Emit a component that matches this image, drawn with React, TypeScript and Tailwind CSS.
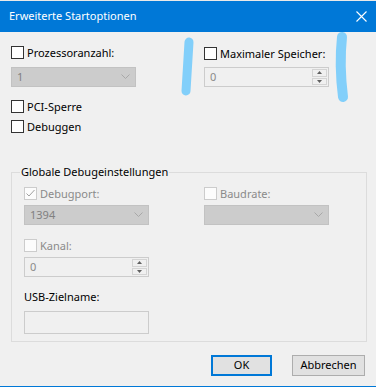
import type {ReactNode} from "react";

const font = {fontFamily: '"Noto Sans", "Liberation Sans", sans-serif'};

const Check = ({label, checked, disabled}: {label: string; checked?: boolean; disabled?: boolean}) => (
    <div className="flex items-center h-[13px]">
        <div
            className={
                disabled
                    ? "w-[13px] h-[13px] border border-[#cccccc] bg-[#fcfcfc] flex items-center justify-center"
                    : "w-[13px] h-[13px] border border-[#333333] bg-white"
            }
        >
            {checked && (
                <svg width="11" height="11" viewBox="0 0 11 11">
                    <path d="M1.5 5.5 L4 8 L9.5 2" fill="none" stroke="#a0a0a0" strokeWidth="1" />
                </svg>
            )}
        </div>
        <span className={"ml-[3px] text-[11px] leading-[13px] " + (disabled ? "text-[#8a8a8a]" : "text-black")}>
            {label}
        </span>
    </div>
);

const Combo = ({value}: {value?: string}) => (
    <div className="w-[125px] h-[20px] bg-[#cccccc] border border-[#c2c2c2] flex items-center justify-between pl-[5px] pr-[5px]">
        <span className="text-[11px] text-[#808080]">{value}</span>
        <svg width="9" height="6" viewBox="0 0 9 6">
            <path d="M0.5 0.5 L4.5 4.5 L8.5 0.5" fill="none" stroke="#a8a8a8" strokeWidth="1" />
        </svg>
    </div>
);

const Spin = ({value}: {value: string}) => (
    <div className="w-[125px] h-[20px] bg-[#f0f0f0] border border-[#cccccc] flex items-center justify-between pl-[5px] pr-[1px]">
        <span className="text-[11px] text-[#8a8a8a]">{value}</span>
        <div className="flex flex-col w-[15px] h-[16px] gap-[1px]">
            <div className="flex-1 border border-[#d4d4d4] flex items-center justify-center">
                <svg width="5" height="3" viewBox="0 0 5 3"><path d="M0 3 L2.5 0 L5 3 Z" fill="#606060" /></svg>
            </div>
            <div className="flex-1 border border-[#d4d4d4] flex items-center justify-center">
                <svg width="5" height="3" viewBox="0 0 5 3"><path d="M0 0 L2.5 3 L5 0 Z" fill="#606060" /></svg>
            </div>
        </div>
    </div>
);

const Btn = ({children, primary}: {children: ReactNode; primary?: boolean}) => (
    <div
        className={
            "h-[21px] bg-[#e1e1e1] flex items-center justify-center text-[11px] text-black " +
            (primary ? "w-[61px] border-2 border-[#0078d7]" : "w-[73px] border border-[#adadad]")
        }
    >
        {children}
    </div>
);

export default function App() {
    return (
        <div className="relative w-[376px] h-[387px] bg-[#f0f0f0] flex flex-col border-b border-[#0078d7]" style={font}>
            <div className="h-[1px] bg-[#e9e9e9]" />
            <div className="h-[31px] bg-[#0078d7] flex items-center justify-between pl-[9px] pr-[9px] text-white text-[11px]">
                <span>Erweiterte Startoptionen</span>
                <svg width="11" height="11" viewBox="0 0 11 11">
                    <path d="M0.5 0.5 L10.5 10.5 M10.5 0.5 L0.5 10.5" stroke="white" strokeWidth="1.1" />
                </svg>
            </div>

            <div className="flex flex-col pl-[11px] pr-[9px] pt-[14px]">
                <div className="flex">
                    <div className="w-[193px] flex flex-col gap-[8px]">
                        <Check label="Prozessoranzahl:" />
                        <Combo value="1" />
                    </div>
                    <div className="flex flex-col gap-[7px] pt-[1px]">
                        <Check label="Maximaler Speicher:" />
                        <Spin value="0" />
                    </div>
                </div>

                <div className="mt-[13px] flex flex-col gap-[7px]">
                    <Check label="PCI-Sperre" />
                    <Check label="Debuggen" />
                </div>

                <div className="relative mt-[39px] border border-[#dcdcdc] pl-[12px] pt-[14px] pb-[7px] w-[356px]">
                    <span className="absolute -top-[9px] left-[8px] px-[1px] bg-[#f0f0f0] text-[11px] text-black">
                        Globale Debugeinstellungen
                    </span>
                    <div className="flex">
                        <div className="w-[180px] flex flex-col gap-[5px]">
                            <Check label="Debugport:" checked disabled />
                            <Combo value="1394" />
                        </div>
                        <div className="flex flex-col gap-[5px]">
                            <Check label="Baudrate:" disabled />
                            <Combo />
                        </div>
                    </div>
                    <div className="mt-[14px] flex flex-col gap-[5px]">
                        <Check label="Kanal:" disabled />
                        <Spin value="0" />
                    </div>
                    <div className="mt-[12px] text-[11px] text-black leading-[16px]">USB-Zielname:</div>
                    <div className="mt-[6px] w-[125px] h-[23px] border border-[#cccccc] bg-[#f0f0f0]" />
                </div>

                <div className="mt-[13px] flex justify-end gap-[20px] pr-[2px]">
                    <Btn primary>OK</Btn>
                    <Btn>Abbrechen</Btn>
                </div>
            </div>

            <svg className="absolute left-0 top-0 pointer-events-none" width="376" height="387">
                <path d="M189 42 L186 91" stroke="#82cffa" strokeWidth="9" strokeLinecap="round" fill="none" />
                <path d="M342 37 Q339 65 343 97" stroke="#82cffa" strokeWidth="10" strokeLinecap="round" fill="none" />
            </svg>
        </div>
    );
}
...
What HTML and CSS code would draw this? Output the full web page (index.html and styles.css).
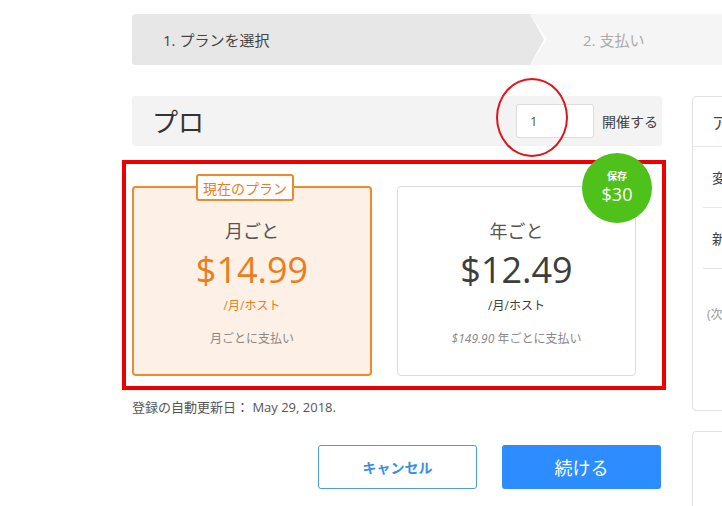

- Set exercise
Check each line of the listing above for the string "this", then report only how many lines have it.

- Task result
2